### TASK GOAL:
From the listing that follows, output everything exactly except the pictures.

## start

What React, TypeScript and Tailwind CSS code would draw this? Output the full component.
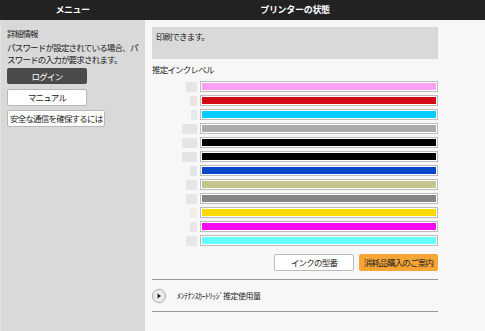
import React from "react";

const inks: { color: string; sq: string; w: string }[] = [
  { color: "#f9a0f6", sq: "#e6e4e6", w: "w-[11px]" },
  { color: "#d20a16", sq: "#efe2e4", w: "w-[7px]" },
  { color: "#00ccff", sq: "#e2ecef", w: "w-[6px]" },
  { color: "#ababab", sq: "#e4e4e4", w: "w-[15px]" },
  { color: "#000000", sq: "#e4e4e4", w: "w-[15px]" },
  { color: "#000000", sq: "#e4e4e4", w: "w-[15px]" },
  { color: "#0a46c8", sq: "#e2e4ee", w: "w-[7px]" },
  { color: "#c4c48e", sq: "#e6e6e6", w: "w-[11px]" },
  { color: "#858585", sq: "#e6e6e6", w: "w-[11px]" },
  { color: "#ffd800", sq: "#efefe4", w: "w-[7px]" },
  { color: "#f50af2", sq: "#ede2ed", w: "w-[7px]" },
  { color: "#66ffff", sq: "#e6e8e8", w: "w-[11px]" },
];

const font = "font-['Noto_Sans_CJK_JP','Noto_Sans',sans-serif]";

export default function App() {
  return (
    <div className={`w-[485px] h-[331px] flex flex-col bg-[#f7f7f7] text-[#222] ${font} overflow-hidden`}>
      <div className="flex h-[20px] bg-[#222222] text-white text-[9px] font-bold leading-[20px] shrink-0">
        <div className="w-[145px] text-center tracking-[-0.5px]">メニュー</div>
        <div className="w-[300px] text-center tracking-[-0.3px]">プリンターの状態</div>
      </div>
      <div className="flex flex-1">
        <div className="w-[145px] bg-[#d9d9d9] border-l border-[#e2e2e2] pl-[6px] pt-[8px] flex flex-col items-start">
          <div className="text-[8.5px] leading-[11px] tracking-[-0.8px]">詳細情報</div>
          <div className="mt-[2px] text-[8.5px] leading-[12px] tracking-[-0.8px] whitespace-nowrap">
            パスワードが設定されている場合、パ
            <br />
            スワードの入力が要求されます。
          </div>
          <div className="mt-[3px] w-[80px] h-[16px] bg-[#4b4b4b] rounded-[2px] text-white text-[8.5px] leading-[16px] text-center tracking-[-0.8px]">
            ログイン
          </div>
          <div className="mt-[5px] w-[80px] h-[17px] bg-white border border-[#b8b8b8] rounded-[2px] text-[8.5px] leading-[15px] text-center tracking-[-0.8px]">
            マニュアル
          </div>
          <div className="mt-[4px] h-[17px] bg-white border border-[#b8b8b8] rounded-[2px] px-[2px] text-[8.5px] leading-[15px] tracking-[-0.8px] whitespace-nowrap">
            安全な通信を確保するには
          </div>
        </div>
        <div className="flex-1 pl-[7px] pt-[7px]">
          <div className="w-[286px]">
            <div className="h-[32px] bg-[#d9d9d9] px-[4px] pt-[3px] text-[8.5px] leading-[12px] tracking-[-0.8px]">
              印刷できます。
            </div>
            <div className="mt-[4px] text-[8.5px] leading-[12px] tracking-[-0.8px]">推定インクレベル</div>
            <div className="mt-[6px] flex flex-col gap-[3px]">
              {inks.map((ink, i) => (
                <div key={i} className="flex items-center h-[11px]">
                  <div className="w-[48px] flex justify-end pr-[3px]">
                    <div className={`${ink.w} h-[10px] rounded-[1px]`} style={{ background: ink.sq }} />
                  </div>
                  <div className="flex-1 h-[11px] border border-[#bcbcbc] bg-white p-[1px]">
                    <div className="w-full h-full" style={{ background: ink.color }} />
                  </div>
                </div>
              ))}
            </div>
            <div className="mt-[8px] flex justify-end gap-[5px]">
              <div className="w-[80px] h-[17px] bg-white border border-[#bcbcbc] rounded-[2px] text-[8.5px] leading-[15px] text-center tracking-[-0.8px]">
                インクの型番
              </div>
              <div className="w-[79px] h-[17px] bg-[#f7a535] rounded-[2px] text-[8.5px] leading-[17px] text-center tracking-[-0.8px]">
                消耗品購入のご案内
              </div>
            </div>
            <div className="mt-[8px] border-t border-[#999]" />
            <div className="h-[31px] flex items-center">
              <div className="w-[14px] h-[14px] rounded-full border border-[#aaa] bg-[#ececec] flex items-center justify-center">
                <svg width="6" height="6" viewBox="0 0 6 6">
                  <polygon points="1.5,0.5 5,3 1.5,5.5" fill="#222" />
                </svg>
              </div>
              <div className="ml-[11px] text-[8px] leading-[10px] tracking-[-0.5px]">ﾒﾝﾃﾅﾝｽｶｰﾄﾘｯｼﾞ推定使用量</div>
            </div>
            <div className="border-t border-[#999]" />
          </div>
        </div>
      </div>
    </div>
  );
}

## end

### TASK RESULT:
What React, TypeScript and Tailwind CSS code would draw this? Output the full component.
import React from "react";

const inks: { color: string; sq: string; w: string }[] = [
  { color: "#f9a0f6", sq: "#e6e4e6", w: "w-[11px]" },
  { color: "#d20a16", sq: "#efe2e4", w: "w-[7px]" },
  { color: "#00ccff", sq: "#e2ecef", w: "w-[6px]" },
  { color: "#ababab", sq: "#e4e4e4", w: "w-[15px]" },
  { color: "#000000", sq: "#e4e4e4", w: "w-[15px]" },
  { color: "#000000", sq: "#e4e4e4", w: "w-[15px]" },
  { color: "#0a46c8", sq: "#e2e4ee", w: "w-[7px]" },
  { color: "#c4c48e", sq: "#e6e6e6", w: "w-[11px]" },
  { color: "#858585", sq: "#e6e6e6", w: "w-[11px]" },
  { color: "#ffd800", sq: "#efefe4", w: "w-[7px]" },
  { color: "#f50af2", sq: "#ede2ed", w: "w-[7px]" },
  { color: "#66ffff", sq: "#e6e8e8", w: "w-[11px]" },
];

const font = "font-['Noto_Sans_CJK_JP','Noto_Sans',sans-serif]";

export default function App() {
  return (
    <div className={`w-[485px] h-[331px] flex flex-col bg-[#f7f7f7] text-[#222] ${font} overflow-hidden`}>
      <div className="flex h-[20px] bg-[#222222] text-white text-[9px] font-bold leading-[20px] shrink-0">
        <div className="w-[145px] text-center tracking-[-0.5px]">メニュー</div>
        <div className="w-[300px] text-center tracking-[-0.3px]">プリンターの状態</div>
      </div>
      <div className="flex flex-1">
        <div className="w-[145px] bg-[#d9d9d9] border-l border-[#e2e2e2] pl-[6px] pt-[8px] flex flex-col items-start">
          <div className="text-[8.5px] leading-[11px] tracking-[-0.8px]">詳細情報</div>
          <div className="mt-[2px] text-[8.5px] leading-[12px] tracking-[-0.8px] whitespace-nowrap">
            パスワードが設定されている場合、パ
            <br />
            スワードの入力が要求されます。
          </div>
          <div className="mt-[3px] w-[80px] h-[16px] bg-[#4b4b4b] rounded-[2px] text-white text-[8.5px] leading-[16px] text-center tracking-[-0.8px]">
            ログイン
          </div>
          <div className="mt-[5px] w-[80px] h-[17px] bg-white border border-[#b8b8b8] rounded-[2px] text-[8.5px] leading-[15px] text-center tracking-[-0.8px]">
            マニュアル
          </div>
          <div className="mt-[4px] h-[17px] bg-white border border-[#b8b8b8] rounded-[2px] px-[2px] text-[8.5px] leading-[15px] tracking-[-0.8px] whitespace-nowrap">
            安全な通信を確保するには
          </div>
        </div>
        <div className="flex-1 pl-[7px] pt-[7px]">
          <div className="w-[286px]">
            <div className="h-[32px] bg-[#d9d9d9] px-[4px] pt-[3px] text-[8.5px] leading-[12px] tracking-[-0.8px]">
              印刷できます。
            </div>
            <div className="mt-[4px] text-[8.5px] leading-[12px] tracking-[-0.8px]">推定インクレベル</div>
            <div className="mt-[6px] flex flex-col gap-[3px]">
              {inks.map((ink, i) => (
                <div key={i} className="flex items-center h-[11px]">
                  <div className="w-[48px] flex justify-end pr-[3px]">
                    <div className={`${ink.w} h-[10px] rounded-[1px]`} style={{ background: ink.sq }} />
                  </div>
                  <div className="flex-1 h-[11px] border border-[#bcbcbc] bg-white p-[1px]">
                    <div className="w-full h-full" style={{ background: ink.color }} />
                  </div>
                </div>
              ))}
            </div>
            <div className="mt-[8px] flex justify-end gap-[5px]">
              <div className="w-[80px] h-[17px] bg-white border border-[#bcbcbc] rounded-[2px] text-[8.5px] leading-[15px] text-center tracking-[-0.8px]">
                インクの型番
              </div>
              <div className="w-[79px] h-[17px] bg-[#f7a535] rounded-[2px] text-[8.5px] leading-[17px] text-center tracking-[-0.8px]">
                消耗品購入のご案内
              </div>
            </div>
            <div className="mt-[8px] border-t border-[#999]" />
            <div className="h-[31px] flex items-center">
              <div className="w-[14px] h-[14px] rounded-full border border-[#aaa] bg-[#ececec] flex items-center justify-center">
                <svg width="6" height="6" viewBox="0 0 6 6">
                  <polygon points="1.5,0.5 5,3 1.5,5.5" fill="#222" />
                </svg>
              </div>
              <div className="ml-[11px] text-[8px] leading-[10px] tracking-[-0.5px]">ﾒﾝﾃﾅﾝｽｶｰﾄﾘｯｼﾞ推定使用量</div>
            </div>
            <div className="border-t border-[#999]" />
          </div>
        </div>
      </div>
    </div>
  );
}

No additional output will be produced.